By this point I was a bit irritable in addition to being tired, and these factors combined with a bit of innate laziness to convince me to scrap the trip to Davraz and head back to Sivri Dayi, a lower peak much nearer to Eyirdir. The walk up to the summit was still far from easy, but when I arrived I was greeted with a beautiful view out over the lake as well as a flat grassy area perfect for pitching my tent.
I spent the entire afternoon sitting in the grass below the summit reading and feasting on my now far-beyond adequate food supplies. Every now and then (especially as the sunset drew nearer) I’d climb up to the summit itself for the very best views of the town, lake and the valleys beyond.
As night approached, I stared out over the pastures I’d walked earlier, watching the shepherds heading back to their temporary homes, and listening to the distant bleating of their flocks.
The next morning my alarm woke me in what I predicted would be good time to watch the sunrise over the lake. In fact I was well early, and despite my tiredness I still loved watching the warm coloured sky over the cool blue of the lake and the darkness of Eyirdir on the peninsula below. My enjoyment of the sunrise wasn’t so wonderful, however that it prevented me from heading straight back into the tent for some more sleep once it was over.
The remainder of the day was spent in similar fashion to the previous afternoon: sitting, eating, and admiring the views from my elevated vantage point. I so enjoyed these lazy days that I even considered staying for another night, but finally the lack of a water source convinced me that I should head down for the evening.
The walk down was pleasantly lazy, with a long stop by a fresh, sweet water spring for another meal and a read, as well as a visit with a Turkish family who invited me in for some Turkish coffee. It was my first experience with the beverage, and while I’m not generally a big coffee fan, the strong, sweet beverage complete with grounds still in the cup was actually quite tasty.
I finally arrived back in Eyirdir in the late afternoon and had a decision to make: should I spend the night there or try to get yet another night bus to my next stop, Selchuk. I decided that I’d give nocturnal travel one more shot, and purchased my ticket before returning to the guesthouse to collect the items I’d left behind in order to lighten my pack.

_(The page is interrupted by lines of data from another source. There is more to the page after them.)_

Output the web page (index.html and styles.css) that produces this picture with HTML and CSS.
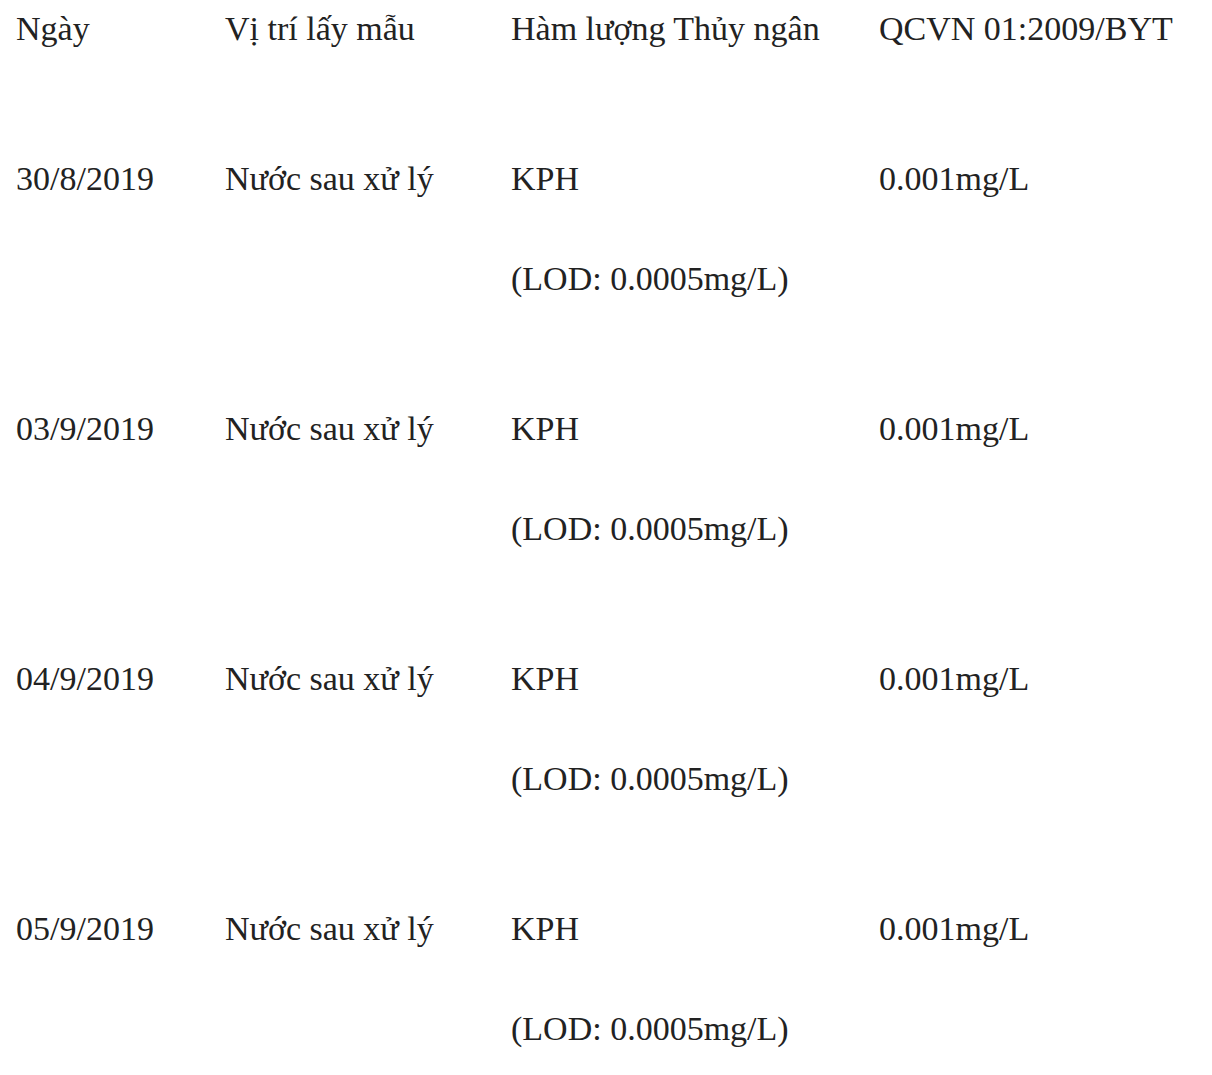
FILE: index.html
```html
<!DOCTYPE html>
<html lang="vi">
<head>
<meta charset="utf-8">
<link rel="stylesheet" href="styles.css">
</head>
<body>
<div class="table">
  <div class="row">
    <div class="cell"><p>Ngày</p></div>
    <div class="cell"><p>Vị trí lấy mẫu</p></div>
    <div class="cell"><p>Hàm lượng Thủy ngân</p></div>
    <div class="cell"><p>QCVN 01:2009/BYT</p></div>
  </div>
  <div class="row">
    <div class="cell"><p>30/8/2019</p></div>
    <div class="cell"><p>Nước sau xử lý</p></div>
    <div class="cell"><p>KPH</p><p>(LOD: 0.0005mg/L)</p></div>
    <div class="cell"><p>0.001mg/L</p></div>
  </div>
  <div class="row">
    <div class="cell"><p>03/9/2019</p></div>
    <div class="cell"><p>Nước sau xử lý</p></div>
    <div class="cell"><p>KPH</p><p>(LOD: 0.0005mg/L)</p></div>
    <div class="cell"><p>0.001mg/L</p></div>
  </div>
  <div class="row">
    <div class="cell"><p>04/9/2019</p></div>
    <div class="cell"><p>Nước sau xử lý</p></div>
    <div class="cell"><p>KPH</p><p>(LOD: 0.0005mg/L)</p></div>
    <div class="cell"><p>0.001mg/L</p></div>
  </div>
  <div class="row">
    <div class="cell"><p>05/9/2019</p></div>
    <div class="cell"><p>Nước sau xử lý</p></div>
    <div class="cell"><p>KPH</p><p>(LOD: 0.0005mg/L)</p></div>
    <div class="cell"><p>0.001mg/L</p></div>
  </div>
</div>
</body>
</html>
```
FILE: styles.css
```css
html, body {
  margin: 0;
  padding: 0;
  background: #ffffff;
}
body {
  font-family: "Liberation Serif", "Times New Roman", serif;
  font-size: 34px;
  color: #222222;
}
.table {
  display: flex;
  flex-direction: column;
  gap: 100px;
  padding: 4px 0 0 16px;
}
.row {
  display: grid;
  grid-template-columns: 209px 286px 368px 1fr;
}
.cell {
  display: flex;
  flex-direction: column;
  gap: 50px;
}
.cell p {
  margin: 0;
  line-height: 50px;
  white-space: nowrap;
}
```
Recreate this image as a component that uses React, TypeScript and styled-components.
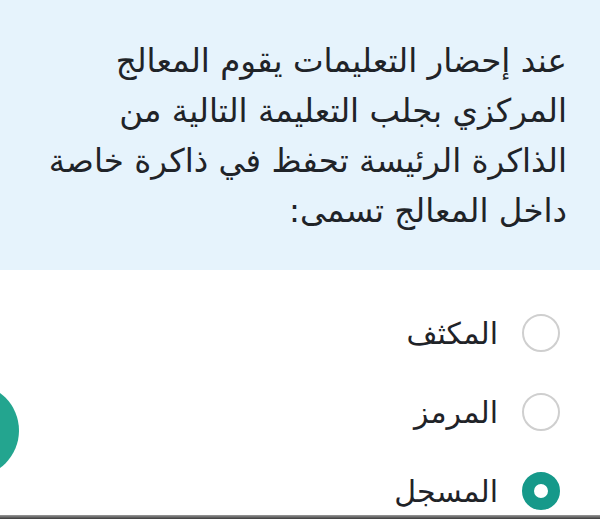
import React from "react";
import styled, { createGlobalStyle } from "styled-components";

const Global = createGlobalStyle`
  html, body { margin: 0; padding: 0; background: #fff; }
  body { font-family: "DejaVu Sans", "Noto Sans", sans-serif; }
`;

const Screen = styled.div`
  position: relative;
  width: 600px;
  height: 520px;
  overflow: hidden;
  background: #fff;
  direction: rtl;
`;

const QuestionPanel = styled.div`
  background: #e6f3fc;
  padding: 36px 33px 35px 20px;
  height: 270px;
  box-sizing: border-box;
`;

const QuestionLine = styled.div`
  font-size: 32.5px;
  line-height: 50px;
  color: #1f2328;
  white-space: nowrap;
`;

const Options = styled.div`
  display: flex;
  flex-direction: column;
  gap: 41px;
  padding: 44px 40px 0 0;
`;

const Option = styled.div`
  display: flex;
  align-items: center;
  gap: 24px;
  height: 38px;
`;

const Radio = styled.span<{ $checked?: boolean }>`
  width: 38px;
  height: 38px;
  box-sizing: border-box;
  border-radius: 50%;
  border: ${(p) => (p.$checked ? "12px solid #16998a" : "2.5px solid #cfcfcf")};
  background: #fff;
  flex-shrink: 0;
`;

const Label = styled.span`
  font-size: 30px;
  color: #1f2328;
`;

const SideBlob = styled.div`
  position: absolute;
  left: -74px;
  top: 384px;
  width: 93px;
  height: 93px;
  border-radius: 50%;
  background: #23a58f;
`;

const BottomBar = styled.div`
  position: absolute;
  left: 0;
  right: 0;
  bottom: 1px;
  height: 4px;
  background: linear-gradient(#9a9a9a, #3a3a3a);
`;

const lines = [
  "عند إحضار التعليمات يقوم المعالج",
  "المركزي بجلب التعليمة التالية من",
  "الذاكرة الرئيسة تحفظ في ذاكرة خاصة",
  "داخل المعالج تسمى:",
];

const answers = [
  { text: "المكثف", checked: false },
  { text: "المرمز", checked: false },
  { text: "المسجل", checked: true },
];

export default function App() {
  return (
    <Screen>
      <Global />
      <QuestionPanel>
        {lines.map((l, i) => (
          <QuestionLine key={i}>{l}</QuestionLine>
        ))}
      </QuestionPanel>
      <Options>
        {answers.map((a, i) => (
          <Option key={i}>
            <Radio $checked={a.checked} />
            <Label>{a.text}</Label>
          </Option>
        ))}
      </Options>
      <SideBlob />
      <BottomBar />
    </Screen>
  );
}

I spent the early evening at the guesthouse showing off my photos from the summit (while many guests hiked up to the top, I was the first who had spent the night) as well as eating more of the cucumber, cheese and tomato sandwiches, which were rapidly becoming my staple food in Turkey.
Later at night I headed back to the very centre of town where I boarded the bus bound for the Aegean coast.
The bus first headed to the town of Isparta, a local centre famous for its annual rose harvest. I spent the ten minute break wandering around shops near the station, each of which offered a bewildering array of products produced from local roses, ranging from skin creams, to perfumes, to jelly.
Once back on board there were no more major stops until our arrival at Izmir, Turkey’s third largest city, and the major transportation hub on the Aegean Coast. For once I got a good sleep.
At Izmir I changed buses once more (and was later very irritated to discover that I’d been overcharged for this leg of the journey) and continued my restful ride until arrival at my final destination, the historic town of Selchuk.